# Data extract:
════
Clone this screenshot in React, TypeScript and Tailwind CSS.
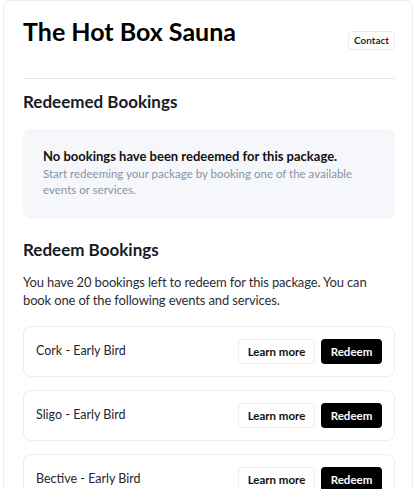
import React from 'react';

const events = ['Cork - Early Bird', 'Sligo - Early Bird', 'Bective - Early Bird'];

export default function App() {
  return (
    <div
      className="min-h-screen bg-white px-[3px] text-[#181b22]"
      style={{ fontFamily: 'Lato, "Noto Sans", sans-serif' }}
    >
      <div className="rounded-lg border border-[#eceef2] bg-white pt-[14px] pr-[17px] pb-6 pl-[19px]">
        {/* Header */}
        <div className="flex items-start justify-between">
          <h1 className="text-[25px] font-bold leading-8 text-black">The Hot Box Sauna</h1>
          <button className="mt-4 h-[19px] w-[47px] rounded border border-[#e8eaef] text-[10px] font-semibold text-[#111]">
            Contact
          </button>
        </div>
        <hr className="mt-[28px] border-[#e5e7eb]" />

        {/* Redeemed */}
        <h2 className="mt-[11px] text-[17px] font-bold leading-6">Redeemed Bookings</h2>
        <div className="mt-[15px] rounded-lg bg-[#f5f7fa] px-5 pt-[17px] pb-[21px]">
          <p className="text-[13px] font-bold leading-5 text-[#111]">
            No bookings have been redeemed for this package.
          </p>
          <p className="text-[11.5px] leading-4 text-[#8a93a5]">
            Start redeeming your package by booking one of the available events or services.
          </p>
        </div>

        {/* Redeem */}
        <h2 className="mt-[19px] text-[17px] font-bold leading-6">Redeem Bookings</h2>
        <p className="mt-[11px] text-[13px] leading-[18px] tracking-[-0.15px] text-[#2b2f36]">
          You have 20 bookings left to redeem for this package. You can book one of the following
          events and services.
        </p>
        <div className="mt-[17px] flex flex-col gap-[13px]">
          {events.map((e) => (
            <div
              key={e}
              className="flex items-center justify-between rounded-lg border border-[#eceef2] px-3 py-3"
            >
              <span className="text-[12.5px] text-[#1f2430]">{e}</span>
              <div className="flex gap-[6px]">
                <button className="h-[25px] w-[77px] rounded border border-[#eceef2] text-[11.5px] font-bold text-[#111]">
                  Learn more
                </button>
                <button className="h-[25px] w-[61px] rounded bg-black text-[11.5px] font-bold text-white">
                  Redeem
                </button>
              </div>
            </div>
          ))}
        </div>
      </div>
    </div>
  );
}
════
# Your task:
Transcribe the listing in full and omit the pictures.

# The answer:
Clone this screenshot in React, TypeScript and Tailwind CSS.
import React from 'react';

const events = ['Cork - Early Bird', 'Sligo - Early Bird', 'Bective - Early Bird'];

export default function App() {
  return (
    <div
      className="min-h-screen bg-white px-[3px] text-[#181b22]"
      style={{ fontFamily: 'Lato, "Noto Sans", sans-serif' }}
    >
      <div className="rounded-lg border border-[#eceef2] bg-white pt-[14px] pr-[17px] pb-6 pl-[19px]">
        {/* Header */}
        <div className="flex items-start justify-between">
          <h1 className="text-[25px] font-bold leading-8 text-black">The Hot Box Sauna</h1>
          <button className="mt-4 h-[19px] w-[47px] rounded border border-[#e8eaef] text-[10px] font-semibold text-[#111]">
            Contact
          </button>
        </div>
        <hr className="mt-[28px] border-[#e5e7eb]" />

        {/* Redeemed */}
        <h2 className="mt-[11px] text-[17px] font-bold leading-6">Redeemed Bookings</h2>
        <div className="mt-[15px] rounded-lg bg-[#f5f7fa] px-5 pt-[17px] pb-[21px]">
          <p className="text-[13px] font-bold leading-5 text-[#111]">
            No bookings have been redeemed for this package.
          </p>
          <p className="text-[11.5px] leading-4 text-[#8a93a5]">
            Start redeeming your package by booking one of the available events or services.
          </p>
        </div>

        {/* Redeem */}
        <h2 className="mt-[19px] text-[17px] font-bold leading-6">Redeem Bookings</h2>
        <p className="mt-[11px] text-[13px] leading-[18px] tracking-[-0.15px] text-[#2b2f36]">
          You have 20 bookings left to redeem for this package. You can book one of the following
          events and services.
        </p>
        <div className="mt-[17px] flex flex-col gap-[13px]">
          {events.map((e) => (
            <div
              key={e}
              className="flex items-center justify-between rounded-lg border border-[#eceef2] px-3 py-3"
            >
              <span className="text-[12.5px] text-[#1f2430]">{e}</span>
              <div className="flex gap-[6px]">
                <button className="h-[25px] w-[77px] rounded border border-[#eceef2] text-[11.5px] font-bold text-[#111]">
                  Learn more
                </button>
                <button className="h-[25px] w-[61px] rounded bg-black text-[11.5px] font-bold text-white">
                  Redeem
                </button>
              </div>
            </div>
          ))}
        </div>
      </div>
    </div>
  );
}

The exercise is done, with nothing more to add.